The Office of the Comptroller of the Currency (OCC) said it has issued an enforcement action against Wells Fargo over flaws related to its anti-money-laundering (AML) internal controls and the bank’s financial crimes risk management practices.
The agency said it found deficiencies in several areas of the San Francisco-based lender’s controls and practices, including suspicious activity and currency transaction reporting, customer due diligence and Wells’ customer identification and beneficial ownership programs.
In the 26-page agreement, which did not come with a fine, the OCC ordered Wells to improve its internal controls, policies and procedures, reporting. It also wants to see improvements in management and board accountability around Wells’ Bank Secrecy Act (BSA) AML processes and its Office of Foreign Assets Control (OFAC) sanctions practices.
Compliance steps ordered
The bank must take corrective actions to remedy the deficiencies identified by the OCC, which include:
- Submitting a plan to address AML/BSA and OFAC sanctions shortcomings;
- Enhancing its audit program to evaluate effectiveness of BSA/AML and sanctions practices;
- Maintaining a board-level Compliance Committee of at least three members, a majority of whom must be directors who are not employees or officers of the bank, responsible for approving the action plan required here;
- Adopting a program “to ensure the integrity of data” relevant to BSA/AML and sanctions compliance systems, according to the agreement; and
- Seeking prior written approval from the agency before launching new products or services or entering new geographies.
The first item on the list – the action plan detailing its remedial measures – must be submitted within 120 days. According to the agreement, that plan should cover areas such as front-line risk management, independent risk management, independent testing, customer identification and suspicious activity identification.

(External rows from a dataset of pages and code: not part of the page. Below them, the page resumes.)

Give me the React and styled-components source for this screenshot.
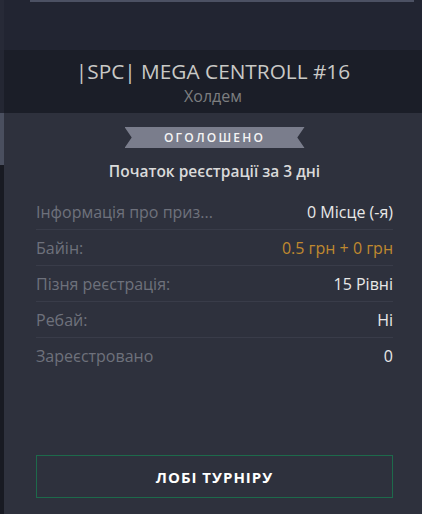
import React from "react";
import styled, { createGlobalStyle } from "styled-components";

const GlobalStyle = createGlobalStyle`
  html, body {
    margin: 0;
    padding: 0;
    background: #222532;
    font-family: "Open Sans", "Noto Sans", sans-serif;
    overflow: hidden;
  }
`;

const Page = styled.div`
  width: 422px;
  height: 514px;
  display: flex;
  flex-direction: column;
  overflow: hidden;
`;

const TopArea = styled.div`
  height: 50px;
  display: flex;
  background: #222532;
`;

const EdgeStrip = styled.div`
  width: 4px;
  flex-shrink: 0;
  background: ${(p) => p.$bg};
`;

const TopInner = styled.div`
  flex: 1;
  padding: 0 8px 0 26px;
`;

const TopLine = styled.div`
  height: 2px;
  background: #4c5163;
`;

const Header = styled.div`
  height: 63px;
  display: flex;
  background: #1b1e28;
`;

const HeaderInner = styled.div`
  flex: 1;
  display: flex;
  flex-direction: column;
  align-items: center;
  padding-top: 7px;
`;

const Title = styled.div`
  color: #c9c9c6;
  font-size: 20.8px;
  line-height: 28px;
`;

const Subtitle = styled.div`
  color: #7d7e80;
  font-size: 16px;
  line-height: 22px;
`;

const Body = styled.div`
  flex: 1;
  display: flex;
  background: #2e313d;
`;

const Scroll = styled.div`
  width: 4px;
  flex-shrink: 0;
  display: flex;
  flex-direction: column;
  background: #181a22;
`;

const Thumb = styled.div`
  height: 52px;
  background: #4a4f5f;
`;

const Content = styled.div`
  flex: 1;
  display: flex;
  flex-direction: column;
  padding: 14px 29px 16px 32px;
`;

const RibbonRow = styled.div`
  display: flex;
  justify-content: center;
`;

const Ribbon = styled.div`
  width: 180px;
  height: 21px;
  display: flex;
  align-items: center;
  justify-content: center;
  background: #7a7d8c;
  clip-path: polygon(0 0, 100% 0, 96% 50%, 100% 100%, 0 100%, 4% 50%);
  color: #f4f4f4;
  font-size: 12px;
  font-weight: 600;
  letter-spacing: 2.2px;
`;

const Start = styled.div`
  text-align: center;
  color: #dadada;
  font-size: 15.5px;
  font-weight: 600;
  margin-top: 12px;
  line-height: 22px;
`;

const Rows = styled.div`
  margin-top: 12px;
  display: flex;
  flex-direction: column;
`;

const Row = styled.div`
  display: flex;
  justify-content: space-between;
  align-items: center;
  height: 35px;
  border-bottom: 1px solid ${(p) => (p.$last ? "transparent" : "#393c49")};
  font-size: 16px;
`;

const Label = styled.span`
  color: #6e717c;
`;

const Value = styled.span`
  color: ${(p) => (p.$accent ? "#c0892f" : "#e8e8e8")};
  font-weight: ${(p) => (p.$accent ? 400 : 500)};
`;

const Spacer = styled.div`
  flex: 1;
`;

const LobbyButton = styled.button`
  height: 43px;
  background: transparent;
  border: 1px solid #1d6a4b;
  color: #ffffff;
  font-family: inherit;
  font-size: 15px;
  font-weight: 700;
  letter-spacing: 1px;
  cursor: pointer;
`;

const rows = [
  { label: "Інформація про приз...", value: "0 Місце (-я)" },
  { label: "Байін:", value: "0.5 грн + 0 грн", accent: true },
  { label: "Пізня реєстрація:", value: "15 Рівні" },
  { label: "Ребай:", value: "Ні" },
  { label: "Зареєстровано", value: "0" },
];

export default function App() {
  return (
    <Page>
      <GlobalStyle />
      <TopArea>
        <EdgeStrip $bg="#272a37" />
        <TopInner>
          <TopLine />
        </TopInner>
      </TopArea>
      <Header>
        <EdgeStrip $bg="#242733" />
        <HeaderInner>
          <Title>|SPC| MEGA CENTROLL #16</Title>
          <Subtitle>Холдем</Subtitle>
        </HeaderInner>
      </Header>
      <Body>
        <Scroll>
          <Thumb />
        </Scroll>
        <Content>
          <RibbonRow>
            <Ribbon>ОГОЛОШЕНО</Ribbon>
          </RibbonRow>
          <Start>Початок реєстрації за 3 дні</Start>
          <Rows>
            {rows.map((r, i) => (
              <Row key={r.label} $last={i === rows.length - 1}>
                <Label>{r.label}</Label>
                <Value $accent={r.accent}>{r.value}</Value>
              </Row>
            ))}
          </Rows>
          <Spacer />
          <LobbyButton>ЛОБІ ТУРНІРУ</LobbyButton>
        </Content>
      </Body>
    </Page>
  );
}
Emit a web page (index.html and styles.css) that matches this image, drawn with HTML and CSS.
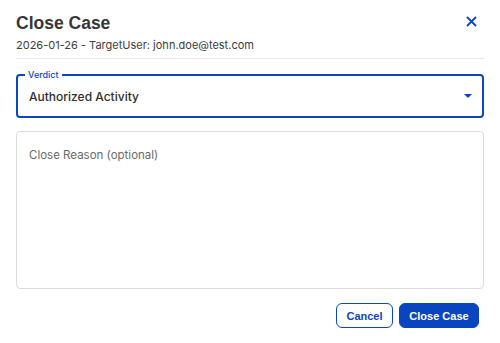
FILE: index.html
```html
<!DOCTYPE html>
<html>
<head>
<meta charset="utf-8">
<link rel="stylesheet" href="styles.css">
</head>
<body>
<div class="dialog">
  <div class="header">
    <div class="head-text">
      <div class="title">Close Case</div>
      <div class="subtitle">2026-01-26 - TargetUser: john.doe@test.com</div>
    </div>
    <button class="close-btn" aria-label="Close">
      <svg width="11" height="11" viewBox="0 0 11 11"><path d="M1 1L10 10M10 1L1 10" stroke="#0b47c4" stroke-width="1.8" fill="none"/></svg>
    </button>
  </div>
  <div class="divider"></div>
  <div class="select">
    <span class="select-label">Verdict</span>
    <span class="select-value">Authorized Activity</span>
    <svg class="arrow" width="8" height="4" viewBox="0 0 8 4"><path d="M0 0H8L4 4Z" fill="#0b47c4"/></svg>
  </div>
  <div class="textarea">
    <span class="placeholder">Close Reason (optional)</span>
  </div>
  <div class="actions">
    <button class="btn btn-outline">Cancel</button>
    <button class="btn btn-primary">Close Case</button>
  </div>
</div>
</body>
</html>
```
FILE: styles.css
```css
html, body {
  margin: 0;
  padding: 0;
  background: #fff;
}
body {
  font-family: Inter, "Liberation Sans", sans-serif;
  color: #333;
}
.dialog {
  padding: 11px 16px 15px 16px;
  display: flex;
  flex-direction: column;
}
.header {
  display: flex;
  justify-content: space-between;
  align-items: flex-start;
}
.title {
  font-family: "Liberation Sans", Arial, sans-serif;
  font-weight: 700;
  font-size: 17.5px;
  line-height: 24px;
  color: #363636;
}
.subtitle {
  font-size: 11px;
  line-height: 16px;
  margin-top: 2px;
  color: #3c3c3c;
}
.close-btn {
  border: 0;
  background: none;
  padding: 0;
  margin: 5px 7px 0 0;
  width: 11px;
  height: 11px;
  display: flex;
}
.divider {
  height: 1px;
  background: #e8e8e8;
  margin-top: 5px;
}
.select {
  margin-top: 15px;
  border: 2px solid #0b47c4;
  border-radius: 4px;
  padding: 0 10px 0 11px;
  height: 44px;
  box-sizing: border-box;
  display: flex;
  align-items: center;
  justify-content: space-between;
  position: relative;
}
.select-label {
  position: absolute;
  top: -7px;
  left: 7px;
  padding: 0 3px;
  background: #fff;
  font-size: 9px;
  line-height: 11px;
  color: #0b47c4;
  font-weight: 500;
}
.select-value {
  font-size: 12px;
  color: #2e2e2e;
  font-weight: 500;
}
.arrow {
  display: block;
}
.textarea {
  margin-top: 13px;
  height: 158px;
  border: 1px solid #dcdcdc;
  border-radius: 4px;
  box-sizing: border-box;
  padding: 14px 12px;
  line-height: 14px;
}
.placeholder {
  font-size: 11.5px;
  color: #6a6a6a;
}
.actions {
  display: flex;
  justify-content: flex-end;
  gap: 6px;
  margin-top: 14px;
  margin-right: 5px;
}
.btn {
  font-family: "Liberation Sans", Arial, sans-serif;
  font-weight: 700;
  font-size: 11px;
  height: 25px;
  border-radius: 6px;
  padding: 0;
  box-sizing: border-box;
}
.btn-outline {
  background: #fff;
  border: 1px solid #0b47c4;
  color: #0b47c4;
  width: 57px;
}
.btn-primary {
  background: #0a45c0;
  border: 1px solid #0a45c0;
  color: #fff;
  width: 80px;
}
```
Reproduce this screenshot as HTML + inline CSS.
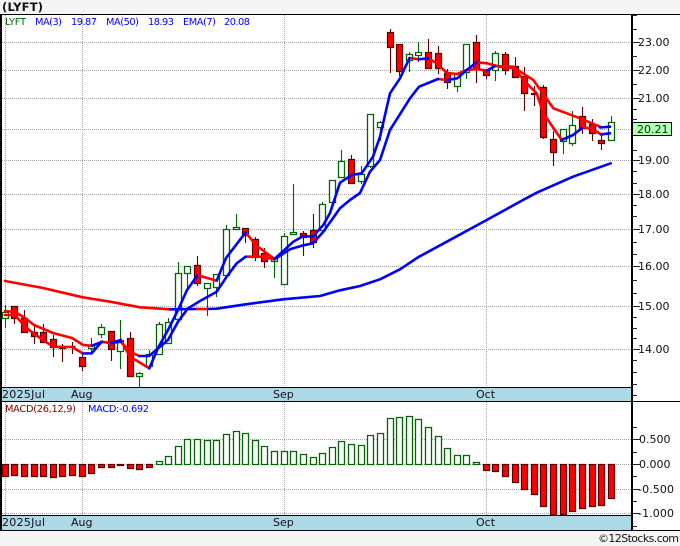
<!DOCTYPE html>
<html lang="en">
<head>
<meta charset="utf-8">
<title>LYFT</title>
<style>
html,body{margin:0;padding:0;background:#f4f4f4;width:680px;height:546px;overflow:hidden}
svg{display:block}
text{font-family:"DejaVu Sans","Liberation Sans",sans-serif;font-size:11px;fill:#111}
.l{font-size:9.8px}
</style>
</head>
<body>
<svg width="680" height="546" viewBox="0 0 680 546" xmlns="http://www.w3.org/2000/svg">
<rect width="680" height="546" fill="#f4f4f4"/>
<rect x="0" y="14" width="680" height="516" fill="#fff"/>
<rect x="0" y="388" width="632" height="13" fill="#add8e6"/>
<rect x="0" y="516" width="632" height="14" fill="#add8e6"/>

<!-- grid -->
<path fill="none" stroke="#a4a4a4" stroke-dasharray="1 1" d="M2 42.5H632M2 70.5H632M2 98.5H632M2 129.5H632M2 160.5H632M2 194.5H632M2 229.5H632M2 266.5H632M2 306.5H632M2 349.5H632M2 439.5H632M2 464.5H632M2 489.5H632M2 513.5H632M5.5 15V387M82.5 15V387M284.5 15V387M486.5 15V387M5.5 402V515M82.5 402V515M284.5 402V515M486.5 402V515"/>

<!-- frame -->
<path fill="none" stroke="#000" d="M0 14.5H680M0 387.5H632M0 401.5H680M0 515.5H632M0 530.5H680"/>
<path fill="none" stroke="#000" stroke-width="2" d="M1 14V530M632 14V530"/>
<path fill="none" stroke="#fff" stroke-width="1" d="M1.5 388V388"/>
<!-- right ticks -->
<path fill="none" stroke="#222" d="M632 42.5H640M632 70.5H640M632 98.5H640M632 129.5H640M632 160.5H640M632 194.5H640M632 229.5H640M632 266.5H640M632 306.5H640M632 349.5H640M632 15.5H637M632 29.5H637M632 56.5H637M632 84.5H637M632 109.5H637M632 119.5H637M632 150.5H637M632 171.5H637M632 183.5H637M632 205.5H637M632 216.5H637M632 242.5H637M632 254.5H637M632 280.5H637M632 293.5H637M632 317.5H637M632 328.5H637M632 338.5H637M632 360.5H637M632 372.5H637M632 384.5H637M632 395.5H637M632 439.5H640M632 464.5H640M632 489.5H640M632 513.5H640M632 427.5H637M632 452.5H637M632 476.5H637M632 501.5H637M632 526.5H637"/>

<!-- wicks -->
<path fill="none" stroke="#006400" stroke-width="1.1" d="M5.5 305V328M91.5 338V353M101.5 324V338M120.5 320V369M139.5 372V387M149.5 350V367M159.5 322V354M168.5 318V343M178.5 262V320M187.5 266V289M207.5 283V316M216.5 274V297M226.5 225V276M236.5 214V228M274.5 258V278M284.5 233V285M293.5 184V233M322.5 202V231M332.5 180V203M341.5 150V178M361.5 166V184M370.5 114V168M380.5 121V141M409.5 52V72M418.5 42V62M457.5 74V92M466.5 44V79M495.5 51V81M563.5 129V154M572.5 111V146M611.5 116V141"/>
<path fill="none" stroke="#5a0000" stroke-width="1.1" d="M14.5 306V324M24.5 310V333M34.5 324V344M43.5 324V343M53.5 335V357M62.5 344V362M72.5 342V354M82.5 354V371M111.5 331V361M130.5 332V376M197.5 256V286M245.5 228V243M255.5 237V261M264.5 248V268M303.5 231V256M313.5 214V248M351.5 155V184M390.5 29V73M399.5 44V76M428.5 39V68M438.5 46V74M447.5 69V89M476.5 35V83M486.5 69V79M505.5 52V75M515.5 57V78M524.5 67V111M534.5 86V106M543.5 85V139M553.5 131V166M582.5 107V134M592.5 119V141M601.5 135V150"/>

<!-- green bodies -->
<path fill="#fff" stroke="#006400" stroke-width="1.3" d="M2.5 312.5h6v6h-6zM88.5 345.5h6v3h-6zM98.5 327.5h6v7h-6zM117.5 340.5h6v11h-6zM136.5 373.5h6v3h-6zM146.5 354.5h6v12h-6zM156.5 324.5h6v30h-6zM165.5 322.5h6v21h-6zM175.5 273.5h6v46h-6zM184.5 266.5h6v7h-6zM204.5 283.5h6v5h-6zM213.5 274.5h6v13h-6zM223.5 229.5h6v46h-6zM233.5 227.5h6v2h-6zM271.5 258.5h6v3h-6zM281.5 236.5h6v48h-6zM290.5 232.5h6v2h-6zM319.5 204.5h6v26h-6zM329.5 180.5h6v22h-6zM338.5 161.5h6v16h-6zM358.5 174.5h6v7h-6zM367.5 114.5h6v52h-6zM377.5 122.5h6v5h-6zM406.5 54.5h6v6h-6zM415.5 52.5h6v3h-6zM454.5 74.5h6v12h-6zM463.5 44.5h6v28h-6zM492.5 53.5h6v17h-6zM560.5 129.5h6v12h-6zM569.5 125.5h6v18h-6zM608.5 122.5h6v18h-6z"/>
<!-- red bodies -->
<path fill="#ff0000" stroke="#5a0000" stroke-width="1.2" d="M11.5 306.5h6v12h-6zM21.5 318.5h6v14h-6zM31.5 332.5h6v4h-6zM40.5 332.5h6v10h-6zM50.5 339.5h6v8h-6zM59.5 347.5h6v1h-6zM69.5 346.5h6v0h-6zM79.5 357.5h6v9h-6zM108.5 331.5h6v18h-6zM127.5 338.5h6v38h-6zM194.5 265.5h6v18h-6zM242.5 228.5h6v7h-6zM252.5 239.5h6v18h-6zM261.5 253.5h6v8h-6zM300.5 233.5h6v4h-6zM310.5 230.5h6v12h-6zM348.5 159.5h6v24h-6zM387.5 32.5h6v15h-6zM396.5 44.5h6v27h-6zM425.5 52.5h6v16h-6zM435.5 53.5h6v15h-6zM444.5 73.5h6v9h-6zM473.5 42.5h6v27h-6zM483.5 69.5h6v6h-6zM502.5 54.5h6v16h-6zM512.5 66.5h6v11h-6zM521.5 76.5h6v17h-6zM531.5 93.5h6v1h-6zM540.5 87.5h6v50h-6zM550.5 139.5h6v13h-6zM579.5 116.5h6v12h-6zM589.5 124.5h6v9h-6zM598.5 140.5h6v3h-6z"/>

<!-- MA50 -->
<g fill="none" stroke-width="2.6" stroke-linejoin="round" stroke-linecap="round">
<path stroke="#ff0000" d="M5 281L43 288L82.7 297.3L110 301.7L140 307.3L170 309.3"/>
<path stroke="#0000ff" d="M170 309.3L197 309M207 309L216.7 308.7L245.7 304.3L283 299.3L320 296L340 290.3L360 286L380 279.3L400 269.3L418 257.3L453 238.3L486.7 220L523 200L536.7 192.7L573 176.7L610.7 163.3"/>
<path stroke="#ff0000" d="M197 309H207"/>

<!-- EMA7 and MA3, red segments -->
<path stroke="#ff0000" d="M5 311L15 312L25 318L34 325L53 333L72 338L83 345L92 345.7M101.7 342L111 343M120.7 341.7L130 351.7L139.3 356M245.7 256.7L263 256.7L274.5 259.3M438 79L447 80M476.7 62.3L486.7 63.3L500 66.7L515 68.3L533.3 80L553.3 108.3L580 118.3L600 126.7"/>
<path stroke="#ff0000" d="M5 315L15 315L25 326.7L33 333L43 340L53 346.7L72 347L83 353.5M101.7 341.7L111 343M120.7 340L130 356.7L149.3 368.3M197 275L216.7 280.7M245.7 232.3L255.7 245L274.5 259M409.5 58L418.7 59.3M428.3 58.3L436.7 63.3L447 73L457.3 74L466.7 70L476.7 69L486.7 70.7M495 66L513 66.7L525 81.7L536.7 93.3L543.3 113.3L561.7 140M581.7 127.3L591.7 128.3L601.7 135"/>
<!-- blue segments -->
<path stroke="#0000ff" d="M92 345.7L101.7 342M111 343L120.7 341.7M139.3 356L149 356L160 346.7L168 340L178 321.7L188 308.3L200 301L216.7 291.7L226.7 276.7L236.7 263.3L245.7 256.7M274.5 259.3L290 249.3L301.7 245.7L313 243.3L323.3 231.7L340 208.3L350 200L360 193L370 171.7L380 160L390 130L410 98.3L419 86.7L438 79M447 80L457.3 78.3L466.7 70L476.7 62.3M600 127.5L610 126.7"/>
<path stroke="#0000ff" d="M83 353.5L91.7 353.3L101.7 341.7M111 343L120.7 340M149.3 368.3L158.5 347L168 330L178 310L187 290L197 276M216.7 280.7L226 258L245.7 232.3M274.5 259L293.3 241.7L303.3 236L312.7 236.7L323.3 225L330 213L340 182.7L351.7 175L361.7 173.3L373 156.7L380 136.7L390 93.3L400 78.3L409.5 58M418.7 59.3L428.3 58.3M486.7 70.7L495 66M561.7 140L573 135L581.7 128.3M601.7 134.3L610 133.3"/>
</g>

<!-- MACD -->
<path fill="#fff" stroke="#006400" stroke-width="1.3" d="M156.5 461.5h6V464.5h-6zM165.5 456.5h6V464.5h-6zM175.5 446.5h6V464.5h-6zM184.5 439.5h6V464.5h-6zM194.5 439.5h6V464.5h-6zM204.5 440.5h6V464.5h-6zM213.5 440.5h6V464.5h-6zM223.5 434.5h6V464.5h-6zM233.5 431.5h6V464.5h-6zM242.5 433.5h6V464.5h-6zM252.5 440.5h6V464.5h-6zM261.5 446.5h6V464.5h-6zM271.5 451.5h6V464.5h-6zM281.5 451.5h6V464.5h-6zM290.5 451.5h6V464.5h-6zM300.5 454.5h6V464.5h-6zM310.5 457.5h6V464.5h-6zM319.5 453.5h6V464.5h-6zM329.5 447.5h6V464.5h-6zM338.5 441.5h6V464.5h-6zM348.5 444.5h6V464.5h-6zM358.5 445.5h6V464.5h-6zM367.5 435.5h6V464.5h-6zM377.5 433.5h6V464.5h-6zM387.5 418.5h6V464.5h-6zM396.5 417.5h6V464.5h-6zM406.5 416.5h6V464.5h-6zM415.5 419.5h6V464.5h-6zM425.5 427.5h6V464.5h-6zM435.5 436.5h6V464.5h-6zM444.5 448.5h6V464.5h-6zM454.5 455.5h6V464.5h-6zM463.5 455.5h6V464.5h-6zM473.5 462.5h6V464.5h-6z"/>
<path fill="#ff0000" stroke="#5a0000" stroke-width="1.2" d="M2.5 464.5h6V476.5h-6zM11.5 464.5h6V475.5h-6zM21.5 464.5h6V476.5h-6zM31.5 464.5h6V476.5h-6zM40.5 464.5h6V476.5h-6zM50.5 464.5h6V477.5h-6zM59.5 464.5h6V476.5h-6zM69.5 464.5h6V475.5h-6zM79.5 464.5h6V476.5h-6zM88.5 464.5h6V473.5h-6zM98.5 464.5h6V467.5h-6zM108.5 464.5h6V467.5h-6zM117.5 464.5h6V465.5h-6zM127.5 464.5h6V468.5h-6zM136.5 464.5h6V469.5h-6zM146.5 464.5h6V467.5h-6zM483.5 464.5h6V470.5h-6zM492.5 464.5h6V471.5h-6zM502.5 464.5h6V476.5h-6zM512.5 464.5h6V482.5h-6zM521.5 464.5h6V489.5h-6zM531.5 464.5h6V494.5h-6zM540.5 464.5h6V506.5h-6zM550.5 464.5h6V515h-6zM560.5 464.5h6V514.5h-6zM569.5 464.5h6V511.5h-6zM579.5 464.5h6V508.5h-6zM589.5 464.5h6V506.5h-6zM598.5 464.5h6V505.5h-6zM608.5 464.5h6V498.5h-6z"/>

<!-- title / legends -->
<text x="2" y="11" style="font-weight:bold;font-size:11.5px" fill="#000" textLength="41">(LYFT)</text>
<text class="l" x="5" y="25" style="fill:#006400" textLength="21">LYFT</text>
<text class="l" x="35" y="25" style="fill:#0000ff" textLength="27">MA(3)</text>
<text class="l" x="71" y="25" style="fill:#0000ff" textLength="26">19.87</text>
<text class="l" x="106" y="25" style="fill:#0000ff" textLength="33">MA(50)</text>
<text class="l" x="148" y="25" style="fill:#0000ff" textLength="26">18.93</text>
<text class="l" x="183" y="25" style="fill:#0000ff" textLength="33">EMA(7)</text>
<text class="l" x="224" y="25" style="fill:#0000ff" textLength="26">20.08</text>
<text class="l" x="5" y="412" style="fill:#800000" textLength="71">MACD(26,12,9)</text>
<text class="l" x="88" y="412" style="fill:#0000ff" textLength="61">MACD:-0.692</text>

<!-- axis labels -->
<text x="638" y="46">23.00</text>
<text x="638" y="74">22.00</text>
<text x="638" y="102">21.00</text>
<text x="638" y="164">19.00</text>
<text x="638" y="198">18.00</text>
<text x="638" y="233">17.00</text>
<text x="638" y="270">16.00</text>
<text x="638" y="310">15.00</text>
<text x="638" y="353">14.00</text>
<rect x="632.5" y="122.5" width="39" height="13" fill="#b4ffb4" stroke="#000"/>
<text x="637" y="133" style="fill:#003000">20.21</text>

<text x="639" y="443">0.500</text>
<text x="639" y="468">0.000</text>
<text x="638" y="493" textLength="36">-0.500</text>
<text x="638" y="517" textLength="36">-1.000</text>

<text x="2" y="398" textLength="43">2025Jul</text>
<text x="71" y="398">Aug</text>
<text x="273" y="398">Sep</text>
<text x="476" y="398">Oct</text>
<text x="2" y="526" textLength="43">2025Jul</text>
<text x="71" y="526">Aug</text>
<text x="273" y="526">Sep</text>
<text x="476" y="526">Oct</text>

<text x="598" y="542" textLength="81">©12Stocks.com</text>
</svg>
</body>
</html>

It emphasized that the agreement is not a binding contract on the OCC but an exercise of its supervisory powers. With that said, the bank must submit all required reports and plans to the examiner-in-charge, and any amendments to the agreement must be in writing and approved by the OCC.
“We have been working to address a substantial portion of what’s required in the formal agreement, and we are committed to completing the work with the same sense of urgency as our other regulatory commitments,” the bank said in a statement.
Enforcement actions
Wells has been trying to put its highly publicized 2016 fake-accounts ordeal behind it – but the bank has been dogged with some regulatory enforcement actions.
Last year, the bank was assessed two more fines totaling $97.8m, for what the Federal Reserve and OFAC deemed its inadequate oversight of US sanctions compliance risks.
And it remains under a $1.95 trillion asset cap, imposed by the Federal Reserve in 2018 due to a series of widespread consumer abuses.
The bank has been working to address those issues and improve its governance and controls in hopes of having the cap lifted, but this action could be interpreted by banking regulators as the institution having ongoing compliance problems. It also signals the bank is on the regulatory radar and will continue to be.